REQUIRED WORK
Present every line in which the string "components" appears.

EXCERPTED DATA

(begin)

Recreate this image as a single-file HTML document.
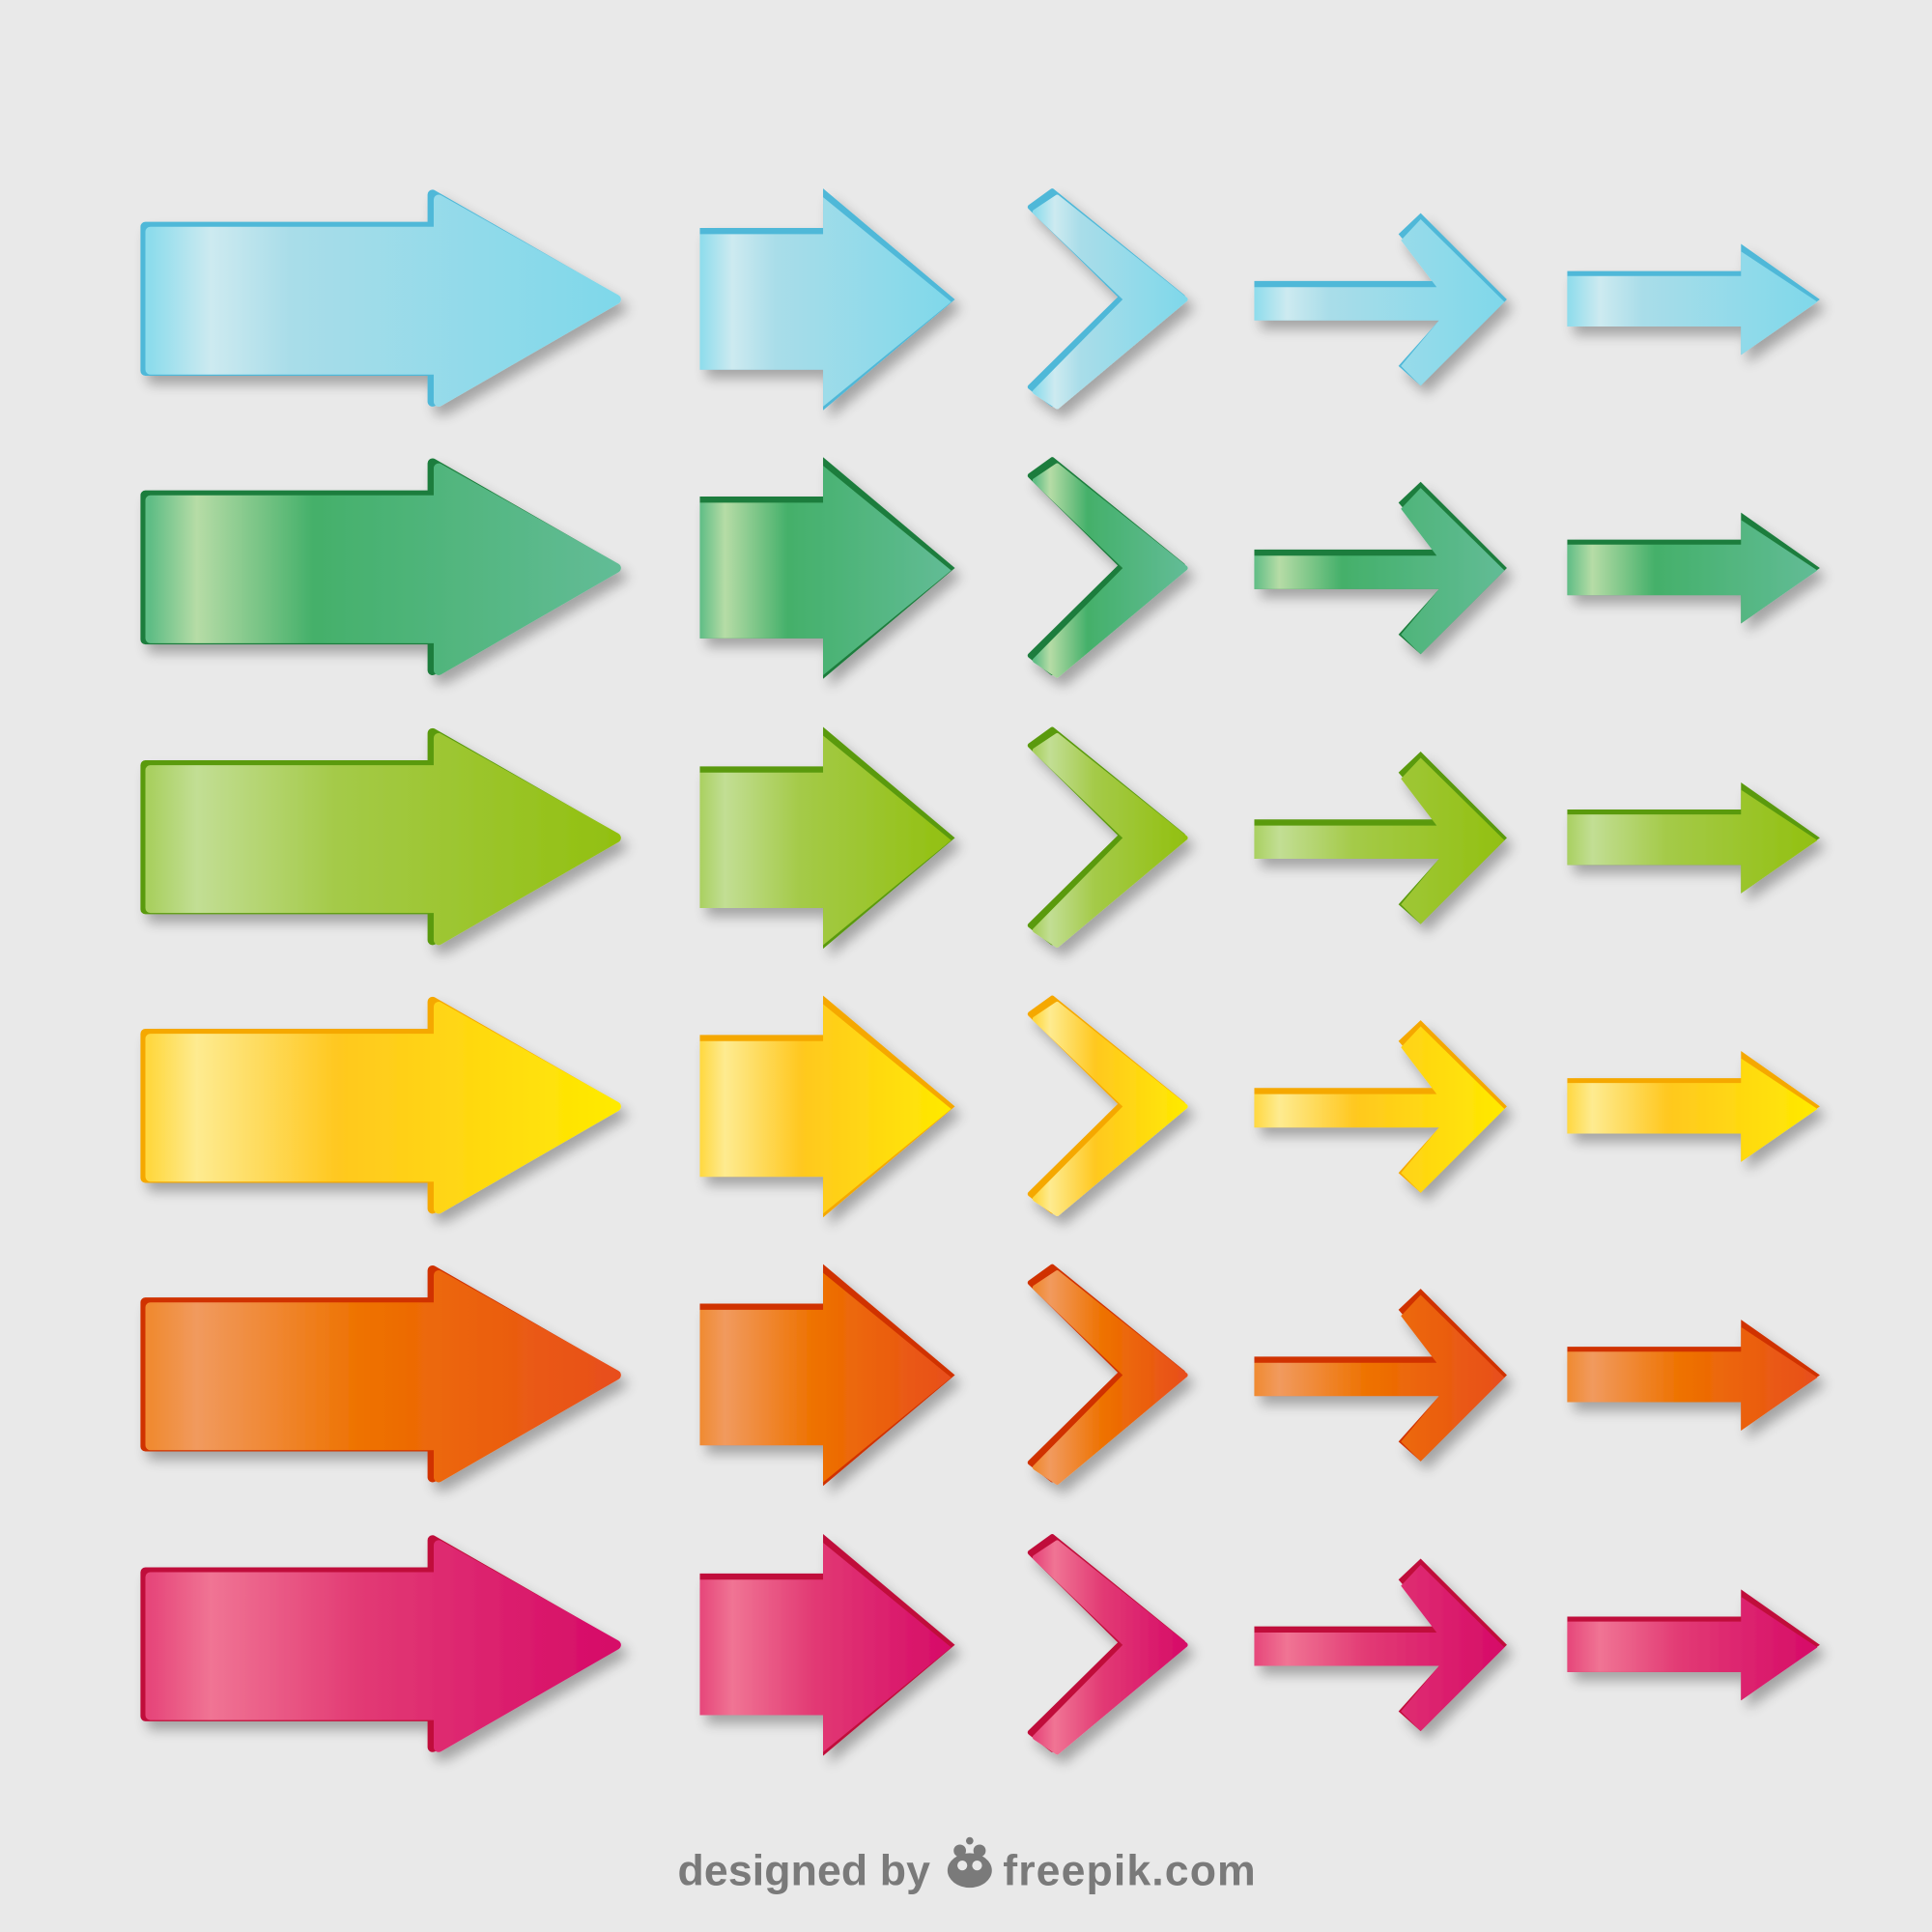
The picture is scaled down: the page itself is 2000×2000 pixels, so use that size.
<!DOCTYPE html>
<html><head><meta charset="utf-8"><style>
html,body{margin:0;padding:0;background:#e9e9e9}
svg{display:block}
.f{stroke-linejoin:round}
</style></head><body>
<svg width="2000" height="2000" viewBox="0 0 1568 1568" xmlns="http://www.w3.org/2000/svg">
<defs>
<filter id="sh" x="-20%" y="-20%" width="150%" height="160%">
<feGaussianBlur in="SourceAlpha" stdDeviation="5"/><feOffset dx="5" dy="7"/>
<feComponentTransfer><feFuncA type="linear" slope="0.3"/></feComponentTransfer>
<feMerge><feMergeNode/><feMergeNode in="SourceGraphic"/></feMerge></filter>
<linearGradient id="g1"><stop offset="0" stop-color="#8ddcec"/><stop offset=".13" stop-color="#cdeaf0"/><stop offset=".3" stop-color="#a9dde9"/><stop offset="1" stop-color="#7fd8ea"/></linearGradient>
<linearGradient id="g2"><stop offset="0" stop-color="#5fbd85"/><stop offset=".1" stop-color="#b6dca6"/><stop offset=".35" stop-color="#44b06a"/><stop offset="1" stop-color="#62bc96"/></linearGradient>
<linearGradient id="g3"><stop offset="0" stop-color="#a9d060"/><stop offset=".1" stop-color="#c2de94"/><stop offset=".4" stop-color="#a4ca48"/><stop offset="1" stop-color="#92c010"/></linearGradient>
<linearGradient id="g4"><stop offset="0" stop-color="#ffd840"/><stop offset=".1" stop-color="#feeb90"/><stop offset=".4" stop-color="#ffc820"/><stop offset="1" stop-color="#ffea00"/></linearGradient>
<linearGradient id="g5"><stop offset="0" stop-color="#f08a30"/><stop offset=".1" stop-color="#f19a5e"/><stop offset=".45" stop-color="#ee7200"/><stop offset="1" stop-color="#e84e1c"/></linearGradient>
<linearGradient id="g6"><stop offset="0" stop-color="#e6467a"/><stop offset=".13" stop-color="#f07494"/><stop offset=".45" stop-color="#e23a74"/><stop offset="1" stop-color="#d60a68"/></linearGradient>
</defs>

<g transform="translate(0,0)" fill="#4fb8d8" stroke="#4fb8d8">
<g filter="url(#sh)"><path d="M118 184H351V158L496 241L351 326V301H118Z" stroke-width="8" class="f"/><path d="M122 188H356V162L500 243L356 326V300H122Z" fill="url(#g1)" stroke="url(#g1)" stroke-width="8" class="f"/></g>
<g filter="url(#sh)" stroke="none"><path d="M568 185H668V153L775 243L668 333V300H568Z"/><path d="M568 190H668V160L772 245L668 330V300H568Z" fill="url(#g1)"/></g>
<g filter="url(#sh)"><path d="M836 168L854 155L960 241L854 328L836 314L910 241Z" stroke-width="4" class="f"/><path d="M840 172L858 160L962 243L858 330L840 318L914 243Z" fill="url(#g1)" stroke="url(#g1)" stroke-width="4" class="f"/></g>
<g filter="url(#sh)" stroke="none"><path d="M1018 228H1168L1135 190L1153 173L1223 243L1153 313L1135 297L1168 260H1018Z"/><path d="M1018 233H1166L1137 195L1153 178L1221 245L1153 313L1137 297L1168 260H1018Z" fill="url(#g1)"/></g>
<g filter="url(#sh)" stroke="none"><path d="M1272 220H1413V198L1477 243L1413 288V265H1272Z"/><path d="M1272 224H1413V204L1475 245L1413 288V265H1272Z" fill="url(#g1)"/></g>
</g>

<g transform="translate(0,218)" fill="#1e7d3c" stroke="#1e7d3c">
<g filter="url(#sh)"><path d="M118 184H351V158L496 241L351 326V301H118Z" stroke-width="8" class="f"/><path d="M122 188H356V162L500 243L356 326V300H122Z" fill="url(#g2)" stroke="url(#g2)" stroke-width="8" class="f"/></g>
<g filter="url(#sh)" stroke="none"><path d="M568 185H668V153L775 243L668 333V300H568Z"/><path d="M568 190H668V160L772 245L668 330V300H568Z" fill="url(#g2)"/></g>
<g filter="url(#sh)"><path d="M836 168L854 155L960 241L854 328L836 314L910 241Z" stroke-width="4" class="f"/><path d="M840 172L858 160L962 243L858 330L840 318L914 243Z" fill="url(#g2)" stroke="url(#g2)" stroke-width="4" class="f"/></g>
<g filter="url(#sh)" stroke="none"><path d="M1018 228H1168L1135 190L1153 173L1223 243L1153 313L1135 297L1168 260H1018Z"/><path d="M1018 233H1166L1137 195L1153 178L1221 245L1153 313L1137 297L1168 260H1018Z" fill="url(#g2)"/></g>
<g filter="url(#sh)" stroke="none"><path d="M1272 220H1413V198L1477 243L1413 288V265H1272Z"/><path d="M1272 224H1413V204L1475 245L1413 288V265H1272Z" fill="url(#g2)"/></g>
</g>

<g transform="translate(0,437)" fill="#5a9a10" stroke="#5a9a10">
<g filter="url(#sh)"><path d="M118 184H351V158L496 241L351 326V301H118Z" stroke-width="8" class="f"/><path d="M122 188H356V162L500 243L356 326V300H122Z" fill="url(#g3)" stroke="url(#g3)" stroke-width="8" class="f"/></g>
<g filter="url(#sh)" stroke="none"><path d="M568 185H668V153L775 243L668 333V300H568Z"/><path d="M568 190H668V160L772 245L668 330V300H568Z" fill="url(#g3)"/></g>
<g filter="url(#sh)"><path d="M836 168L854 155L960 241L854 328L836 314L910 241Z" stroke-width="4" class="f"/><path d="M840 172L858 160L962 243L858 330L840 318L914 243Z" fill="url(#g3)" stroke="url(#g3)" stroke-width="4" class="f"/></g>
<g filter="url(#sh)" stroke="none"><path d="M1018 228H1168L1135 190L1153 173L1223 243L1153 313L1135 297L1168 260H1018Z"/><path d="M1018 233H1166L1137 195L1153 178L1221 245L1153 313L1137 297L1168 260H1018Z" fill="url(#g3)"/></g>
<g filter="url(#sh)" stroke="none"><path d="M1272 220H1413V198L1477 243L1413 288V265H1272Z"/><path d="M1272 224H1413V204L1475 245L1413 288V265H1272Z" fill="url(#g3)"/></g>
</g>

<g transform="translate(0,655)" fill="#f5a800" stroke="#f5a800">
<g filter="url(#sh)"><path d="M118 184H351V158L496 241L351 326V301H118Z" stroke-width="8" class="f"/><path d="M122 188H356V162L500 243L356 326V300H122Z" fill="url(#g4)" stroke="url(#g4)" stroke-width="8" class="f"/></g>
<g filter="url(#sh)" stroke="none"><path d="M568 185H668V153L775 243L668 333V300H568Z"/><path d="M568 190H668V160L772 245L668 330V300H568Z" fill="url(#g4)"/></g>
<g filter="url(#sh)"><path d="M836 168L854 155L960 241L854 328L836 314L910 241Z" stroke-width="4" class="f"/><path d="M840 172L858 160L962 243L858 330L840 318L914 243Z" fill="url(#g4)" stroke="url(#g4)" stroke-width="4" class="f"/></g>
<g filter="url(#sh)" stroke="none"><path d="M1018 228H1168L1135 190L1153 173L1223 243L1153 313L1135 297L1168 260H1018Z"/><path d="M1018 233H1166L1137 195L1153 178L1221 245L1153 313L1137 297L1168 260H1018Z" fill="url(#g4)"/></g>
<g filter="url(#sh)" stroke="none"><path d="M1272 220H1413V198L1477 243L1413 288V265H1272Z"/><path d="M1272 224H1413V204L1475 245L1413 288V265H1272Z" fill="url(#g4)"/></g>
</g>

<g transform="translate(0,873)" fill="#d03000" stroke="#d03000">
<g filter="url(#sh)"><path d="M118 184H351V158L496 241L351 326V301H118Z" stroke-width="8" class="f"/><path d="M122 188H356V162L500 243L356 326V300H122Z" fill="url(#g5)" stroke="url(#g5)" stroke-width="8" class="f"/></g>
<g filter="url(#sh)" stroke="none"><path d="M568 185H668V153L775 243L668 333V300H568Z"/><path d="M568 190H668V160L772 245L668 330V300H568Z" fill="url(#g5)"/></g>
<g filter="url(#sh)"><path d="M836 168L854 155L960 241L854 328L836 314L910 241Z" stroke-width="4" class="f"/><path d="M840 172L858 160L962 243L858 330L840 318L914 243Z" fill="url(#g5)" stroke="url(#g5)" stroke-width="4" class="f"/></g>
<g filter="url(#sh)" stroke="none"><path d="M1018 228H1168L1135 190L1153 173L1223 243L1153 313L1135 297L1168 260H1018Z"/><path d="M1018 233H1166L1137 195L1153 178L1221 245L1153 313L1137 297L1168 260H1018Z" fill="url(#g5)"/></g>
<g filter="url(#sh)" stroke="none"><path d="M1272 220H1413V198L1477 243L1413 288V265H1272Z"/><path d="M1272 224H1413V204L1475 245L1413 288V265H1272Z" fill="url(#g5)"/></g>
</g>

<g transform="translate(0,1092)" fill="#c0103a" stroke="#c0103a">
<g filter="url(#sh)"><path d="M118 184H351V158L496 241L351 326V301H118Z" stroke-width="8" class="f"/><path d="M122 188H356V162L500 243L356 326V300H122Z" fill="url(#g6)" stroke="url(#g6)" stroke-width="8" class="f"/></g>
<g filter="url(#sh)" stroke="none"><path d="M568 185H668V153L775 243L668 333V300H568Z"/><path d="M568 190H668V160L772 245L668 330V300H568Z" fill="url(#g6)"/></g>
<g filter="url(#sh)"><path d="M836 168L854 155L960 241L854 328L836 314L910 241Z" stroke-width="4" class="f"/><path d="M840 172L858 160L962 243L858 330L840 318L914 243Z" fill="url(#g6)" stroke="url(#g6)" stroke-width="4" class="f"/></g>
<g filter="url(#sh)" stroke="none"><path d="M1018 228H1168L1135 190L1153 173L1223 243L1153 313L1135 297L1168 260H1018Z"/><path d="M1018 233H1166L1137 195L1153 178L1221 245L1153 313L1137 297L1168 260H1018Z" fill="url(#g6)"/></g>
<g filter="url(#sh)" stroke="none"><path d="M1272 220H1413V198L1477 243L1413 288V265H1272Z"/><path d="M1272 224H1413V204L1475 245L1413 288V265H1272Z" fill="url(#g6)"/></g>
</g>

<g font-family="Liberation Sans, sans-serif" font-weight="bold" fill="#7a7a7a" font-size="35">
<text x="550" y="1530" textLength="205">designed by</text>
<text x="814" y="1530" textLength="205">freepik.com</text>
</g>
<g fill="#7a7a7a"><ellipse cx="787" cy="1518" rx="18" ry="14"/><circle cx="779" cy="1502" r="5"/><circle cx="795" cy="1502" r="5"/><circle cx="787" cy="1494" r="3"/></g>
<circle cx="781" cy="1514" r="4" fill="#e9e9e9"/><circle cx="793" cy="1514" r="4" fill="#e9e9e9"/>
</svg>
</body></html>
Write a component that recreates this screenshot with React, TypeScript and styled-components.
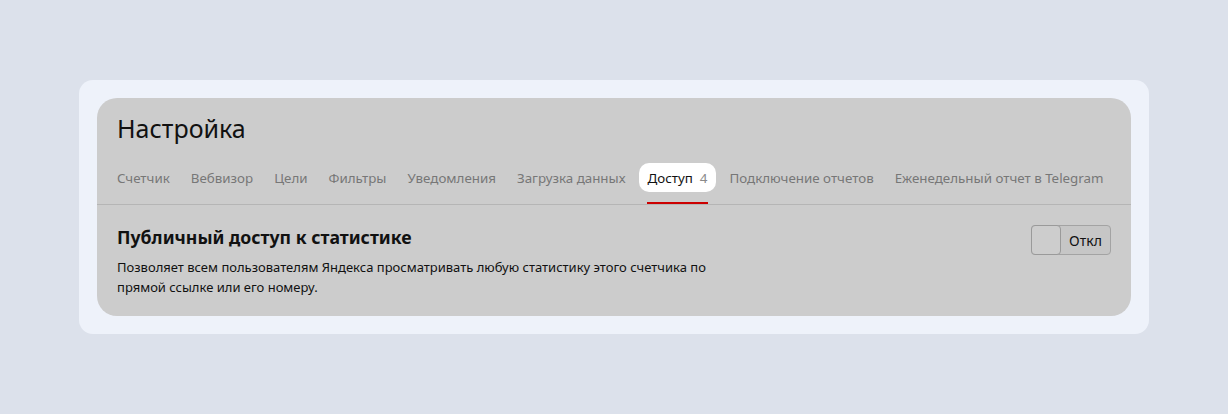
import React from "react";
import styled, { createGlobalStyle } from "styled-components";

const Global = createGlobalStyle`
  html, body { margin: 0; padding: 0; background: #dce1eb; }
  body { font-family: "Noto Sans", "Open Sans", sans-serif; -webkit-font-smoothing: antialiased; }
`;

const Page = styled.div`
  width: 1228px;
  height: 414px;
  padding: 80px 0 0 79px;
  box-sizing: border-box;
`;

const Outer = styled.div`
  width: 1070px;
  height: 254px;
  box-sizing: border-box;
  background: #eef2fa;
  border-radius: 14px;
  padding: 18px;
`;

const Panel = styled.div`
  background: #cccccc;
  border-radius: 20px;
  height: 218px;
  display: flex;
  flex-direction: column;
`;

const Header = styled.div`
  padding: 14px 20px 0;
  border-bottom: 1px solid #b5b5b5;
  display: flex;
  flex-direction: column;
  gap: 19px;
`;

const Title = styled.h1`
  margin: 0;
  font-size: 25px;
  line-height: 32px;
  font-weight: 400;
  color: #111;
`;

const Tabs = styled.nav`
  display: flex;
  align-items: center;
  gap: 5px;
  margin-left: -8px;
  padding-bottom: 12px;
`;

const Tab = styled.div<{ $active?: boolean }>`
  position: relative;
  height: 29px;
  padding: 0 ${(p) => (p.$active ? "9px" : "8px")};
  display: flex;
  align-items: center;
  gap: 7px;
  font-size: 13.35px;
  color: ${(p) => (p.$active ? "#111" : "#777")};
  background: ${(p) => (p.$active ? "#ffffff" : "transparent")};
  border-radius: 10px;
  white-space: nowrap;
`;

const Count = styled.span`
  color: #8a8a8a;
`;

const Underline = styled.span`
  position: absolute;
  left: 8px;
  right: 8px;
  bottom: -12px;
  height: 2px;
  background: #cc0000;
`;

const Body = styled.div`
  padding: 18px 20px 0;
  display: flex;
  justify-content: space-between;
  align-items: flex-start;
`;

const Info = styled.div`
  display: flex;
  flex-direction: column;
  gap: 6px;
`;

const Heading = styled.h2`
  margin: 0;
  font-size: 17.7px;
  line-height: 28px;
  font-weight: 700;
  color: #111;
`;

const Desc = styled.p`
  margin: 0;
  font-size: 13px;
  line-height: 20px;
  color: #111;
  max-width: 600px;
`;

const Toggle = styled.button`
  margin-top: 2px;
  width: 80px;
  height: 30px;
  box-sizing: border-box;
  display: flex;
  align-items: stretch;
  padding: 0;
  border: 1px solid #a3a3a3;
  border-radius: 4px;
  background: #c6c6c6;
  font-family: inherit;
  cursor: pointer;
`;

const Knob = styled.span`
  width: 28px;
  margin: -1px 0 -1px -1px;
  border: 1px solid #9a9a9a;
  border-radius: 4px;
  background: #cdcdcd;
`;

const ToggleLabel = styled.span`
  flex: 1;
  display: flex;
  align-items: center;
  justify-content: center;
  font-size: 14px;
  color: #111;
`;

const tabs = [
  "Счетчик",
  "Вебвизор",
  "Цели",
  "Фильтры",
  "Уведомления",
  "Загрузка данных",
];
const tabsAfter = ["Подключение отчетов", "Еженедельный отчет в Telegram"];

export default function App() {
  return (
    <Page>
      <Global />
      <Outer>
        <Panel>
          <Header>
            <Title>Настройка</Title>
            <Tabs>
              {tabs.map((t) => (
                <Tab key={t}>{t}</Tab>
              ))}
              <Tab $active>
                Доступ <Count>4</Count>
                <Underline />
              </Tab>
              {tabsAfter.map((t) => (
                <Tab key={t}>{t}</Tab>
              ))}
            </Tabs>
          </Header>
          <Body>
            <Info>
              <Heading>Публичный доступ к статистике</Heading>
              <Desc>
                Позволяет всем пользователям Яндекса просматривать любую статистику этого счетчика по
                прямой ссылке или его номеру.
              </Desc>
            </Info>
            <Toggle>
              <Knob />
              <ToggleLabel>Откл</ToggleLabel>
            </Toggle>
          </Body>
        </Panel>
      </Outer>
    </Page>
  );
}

(end)

RESPONSE TO THE TASK
Write a component that recreates this screenshot with React, TypeScript and styled-components.
import styled, { createGlobalStyle } from "styled-components";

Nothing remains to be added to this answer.